Он засмеялся — в первый раз после обеда.
— Вы очень добры, — сказал он. — И могу я положиться, что…
— …я никому не проговорюсь? Даю вам честное слово. Полагаю, вы про это никому больше не говорили?
— Кому я мог бы рассказать?
Мы подошли к его жилищу, мрачному, обветшавшему, — как я узнал позднее, бывшему гетто, куда были согнаны венецианские евреи и заперты там, пока Наполеон их не освободил. Какую бы пользу новообретенная свобода ни принесла евреям, она мало что дала этой части города, столь же смрадной и гнетущей, как любой промышленный город в Англии. Даже хуже, следует мне сказать, так как обветшалые дома грозили вот-вот рухнуть — настоящий кроличий садок крохотных комнатушек, куда когда-то были втиснуты тысячи на жертву всяческим вредоносным миазмам, какие только могут породить огромные скопления людей и антисанитарные условия. Корт поселился там из-за дешевизны; это я мог легко себе представить. Я бы потребовал внушительного вознаграждения просто за то, чтобы войти в подобный дом. По-видимому, его дядя (хотя и скрупулезно исполнял свой долг, пока он рос и учился) отличался заметной скаредностью, порожденной верой, что всякое удовольствие оскорбляет Бога. Поэтому Корт оставался на коротком поводке, и ему едва хватало, чтобы как-то обеспечить свою семью и себя кровом и едой в самых стесненных условиях. Его жилище позволяло сэкономить на маленькие развлечения.

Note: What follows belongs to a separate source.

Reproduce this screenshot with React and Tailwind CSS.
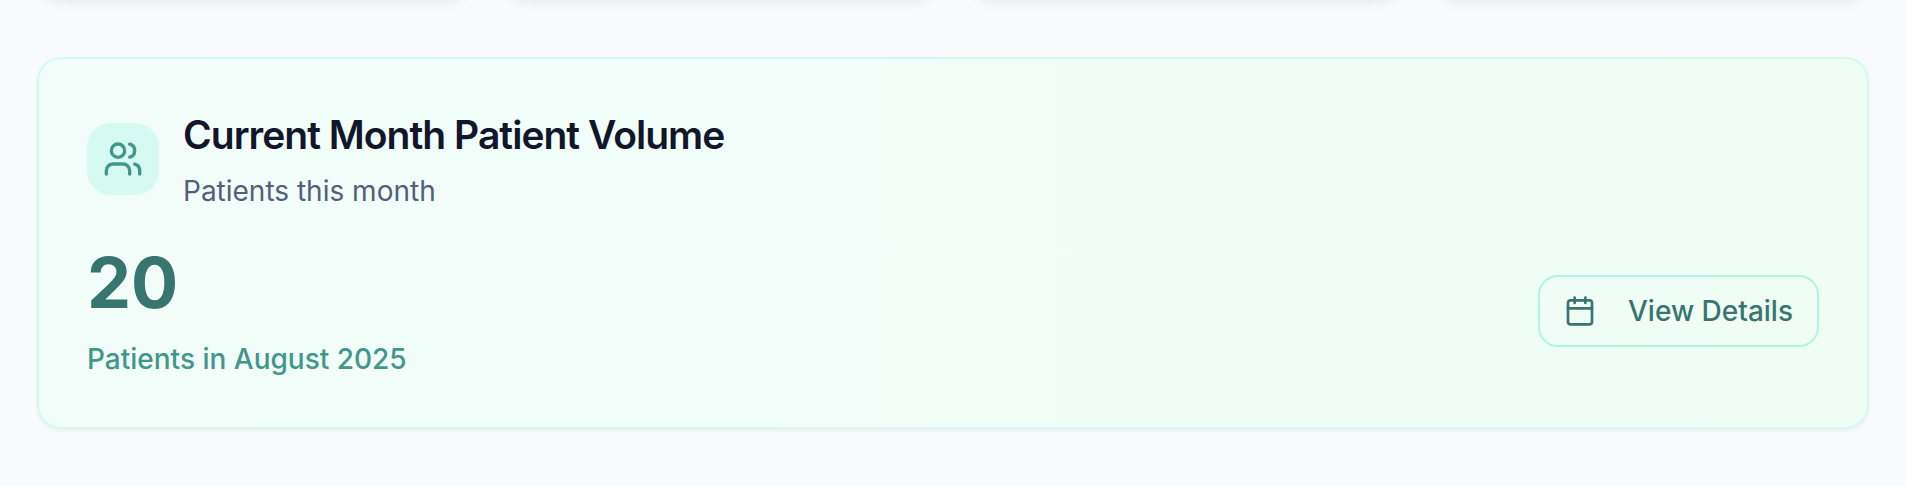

Он заметил выражение моего лица, когда мы остановились перед его дверью.
— Я живу не в роскоши, — сказал он виновато. — Но мои соседи — бедняки и даже беднее меня. По контрасту с ними я аристократ.
Меня бы это не устроило. Но его слова напомнили мне, что я обязался посетить маркизу Лонгмена. Я спросил у Корта про нее.
— Очаровательная женщина, — сказал он. — Пойдите непременно. С ней стоит познакомиться. Луиза ее знает и отзывается о ней самым лестным образом, они очень сблизились.
Он сообщил мне адрес, а затем потряс мою руку.
— Мои извинения за спектакль и благодарность за ваше общество, — сказал он.
Я сказал, чтобы он об этом забыл, и повернулся, чтобы возвратиться в отель. Ночной воздух смыл Корта и его беды даже прежде, чем он скрылся из виду.
Глава 6
К шести часам следующего вечера я водворился в мое новое жилище палаццо Боллани на рио ди Сан-Тровазо в Дорсодуро, собственность маркизы д’Арпаньо. Я послал свою карточку в десять часов этого утра и был немедля проведен к ней. Внутренним оком я уже видел старую даму, подобающе одетую, со свидетельствами былой красоты тут, там и повсюду. Немного полноватая, пожалуй, но в стесненных обстоятельствах, непрерывно грезящая о блеске своей юности. Приятное, хотя и меланхоличное видение, не оставлявшее меня до той секунды, пока я не вошел в салон.
Она была уродливой безоговорочно, но своеобразно. Под пятьдесят, заключил я по тонким линиям вокруг ее глаз и рта, еле различимым под толстым слоем пудры; высокая и царственная, с длинным носом и черными волосами, явно крашенными, толстой косой свисавшими ей на спину. На ней было платье с верхней юбкой из белого атласа с зеленой отделкой, слишком модное для женщины ее возраста. Шею обвивало ожерелье из изумрудов, привлекавшее внимание к ее необычайным глазам точно такого же оттенка. На ее костлявых пальцах было несколько излишне крупных колец, и она пользовалась духами, такими крепкими и всепроникающими, что даже и теперь, сорок лет спустя, я все еще ощущаю их запах.